• [STATED PROBLEM]
Every line below should be copied exactly; drop the pictures.

:::::

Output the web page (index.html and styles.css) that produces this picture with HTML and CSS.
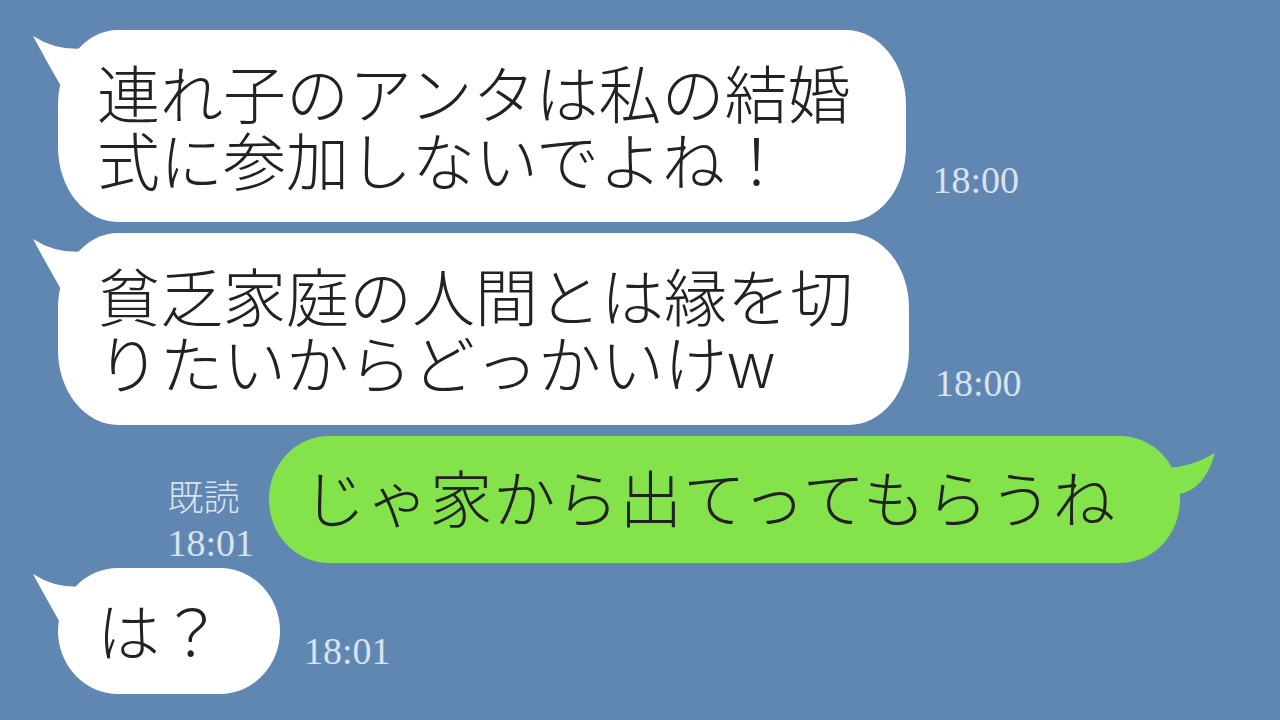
FILE: index.html
```html
<!DOCTYPE html>
<html lang="ja">
<head>
<meta charset="utf-8" />
<title>トーク</title>
<link rel="stylesheet" href="styles.css">
</head>
<body>
<div class="chat">
  <div class="row">
    <div class="bubble in tall">連れ子のアンタは私の結婚<br>式に参加しないでよね！<svg class="tail tail-in" viewBox="0 0 70 80" width="70" height="80"><path d="M5,6 Q30,22 60,18 L70,18 L70,80 L34,80 L34,58 Q19,32 5,6 Z"/></svg></div>
    <span class="time">18:00</span>
  </div>
  <div class="row">
    <div class="bubble in tall">貧乏家庭の人間とは縁を切<br>りたいからどっかいけw<svg class="tail tail-in" viewBox="0 0 70 80" width="70" height="80"><path d="M5,6 Q30,22 60,18 L70,18 L70,80 L34,80 L34,58 Q19,32 5,6 Z"/></svg></div>
    <span class="time">18:00</span>
  </div>
  <div class="row mine">
    <div class="read">
      <span class="read-label">既読</span>
      <span class="read-time">18:01</span>
    </div>
    <div class="bubble out">じゃ家から出てってもらうね<svg class="tail tail-out" viewBox="0 0 80 80" width="80" height="80"><path d="M75,17 Q50,32 25,32 L25,80 L38,80 L38,58 Q64,55 75,17 Z"/></svg></div>
  </div>
  <div class="row last">
    <div class="bubble in short">は？<svg class="tail tail-in" viewBox="0 0 70 80" width="70" height="80"><path d="M5,6 Q30,22 60,18 L70,18 L70,80 L34,80 L34,58 Q19,32 5,6 Z"/></svg></div>
    <span class="time time-short">18:01</span>
  </div>
</div>
</body>
</html>
```

FILE: styles.css
```css
body {
  margin:0; background:#6087b1;
  font-family:"Noto Sans CJK JP", sans-serif;
}
.chat {
  height:720px; box-sizing:border-box; padding:30px 100px 0 58px;
  display:flex; flex-direction:column;
}
.row {
  display:flex; align-items:flex-end;
}
.row + .row { margin-top:11px; }
.row.last { margin-top:5px; }
.row.mine { justify-content:flex-end; }

.bubble {
  position:relative; font-size:63px; line-height:67px; color:#222; white-space:nowrap;
  font-weight:300;
}
.bubble.in { background:#fff; }
.bubble.tall { border-radius:60px/75px; padding:27px 56px 31px 39px; }
.bubble.short { border-radius:60px/63px; padding:27px 57px 32px 39px; }
.bubble.out {
  background:#84e24b; border-radius:60px/63px; padding:26px 64px 34px 34px;
  font-size:62.5px; letter-spacing:0.8px;
}

.tail { position:absolute; top:0; }
.tail-in { left:-30px; fill:#fff; }
.tail-out { right:-40px; fill:#84e24b; }

.time, .read-time {
  font-family:"Liberation Serif", serif; font-size:38px; line-height:1; color:#d9e3ef;
}
.time { margin:0 0 23px 26px; }
.time.time-short { margin:0 0 24px 24px; }

.read {
  display:flex; flex-direction:column; align-items:flex-start; margin:0 15px 1px 0; color:#d9e3ef;
}
.read-label {
  font-size:36px; line-height:34px; margin-bottom:12px; font-weight:300;
}
```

:::::

• [EXERCISE OUTPUT]
Output the web page (index.html and styles.css) that produces this picture with HTML and CSS.
FILE: index.html
```html
<!DOCTYPE html>
<html lang="ja">
<head>
<meta charset="utf-8" />
<title>トーク</title>
<link rel="stylesheet" href="styles.css">
</head>
<body>
<div class="chat">
  <div class="row">
    <div class="bubble in tall">連れ子のアンタは私の結婚<br>式に参加しないでよね！<svg class="tail tail-in" viewBox="0 0 70 80" width="70" height="80"><path d="M5,6 Q30,22 60,18 L70,18 L70,80 L34,80 L34,58 Q19,32 5,6 Z"/></svg></div>
    <span class="time">18:00</span>
  </div>
  <div class="row">
    <div class="bubble in tall">貧乏家庭の人間とは縁を切<br>りたいからどっかいけw<svg class="tail tail-in" viewBox="0 0 70 80" width="70" height="80"><path d="M5,6 Q30,22 60,18 L70,18 L70,80 L34,80 L34,58 Q19,32 5,6 Z"/></svg></div>
    <span class="time">18:00</span>
  </div>
  <div class="row mine">
    <div class="read">
      <span class="read-label">既読</span>
      <span class="read-time">18:01</span>
    </div>
    <div class="bubble out">じゃ家から出てってもらうね<svg class="tail tail-out" viewBox="0 0 80 80" width="80" height="80"><path d="M75,17 Q50,32 25,32 L25,80 L38,80 L38,58 Q64,55 75,17 Z"/></svg></div>
  </div>
  <div class="row last">
    <div class="bubble in short">は？<svg class="tail tail-in" viewBox="0 0 70 80" width="70" height="80"><path d="M5,6 Q30,22 60,18 L70,18 L70,80 L34,80 L34,58 Q19,32 5,6 Z"/></svg></div>
    <span class="time time-short">18:01</span>
  </div>
</div>
</body>
</html>
```

FILE: styles.css
```css
body {
  margin:0; background:#6087b1;
  font-family:"Noto Sans CJK JP", sans-serif;
}
.chat {
  height:720px; box-sizing:border-box; padding:30px 100px 0 58px;
  display:flex; flex-direction:column;
}
.row {
  display:flex; align-items:flex-end;
}
.row + .row { margin-top:11px; }
.row.last { margin-top:5px; }
.row.mine { justify-content:flex-end; }

.bubble {
  position:relative; font-size:63px; line-height:67px; color:#222; white-space:nowrap;
  font-weight:300;
}
.bubble.in { background:#fff; }
.bubble.tall { border-radius:60px/75px; padding:27px 56px 31px 39px; }
.bubble.short { border-radius:60px/63px; padding:27px 57px 32px 39px; }
.bubble.out {
  background:#84e24b; border-radius:60px/63px; padding:26px 64px 34px 34px;
  font-size:62.5px; letter-spacing:0.8px;
}

.tail { position:absolute; top:0; }
.tail-in { left:-30px; fill:#fff; }
.tail-out { right:-40px; fill:#84e24b; }

.time, .read-time {
  font-family:"Liberation Serif", serif; font-size:38px; line-height:1; color:#d9e3ef;
}
.time { margin:0 0 23px 26px; }
.time.time-short { margin:0 0 24px 24px; }

.read {
  display:flex; flex-direction:column; align-items:flex-start; margin:0 15px 1px 0; color:#d9e3ef;
}
.read-label {
  font-size:36px; line-height:34px; margin-bottom:12px; font-weight:300;
}
```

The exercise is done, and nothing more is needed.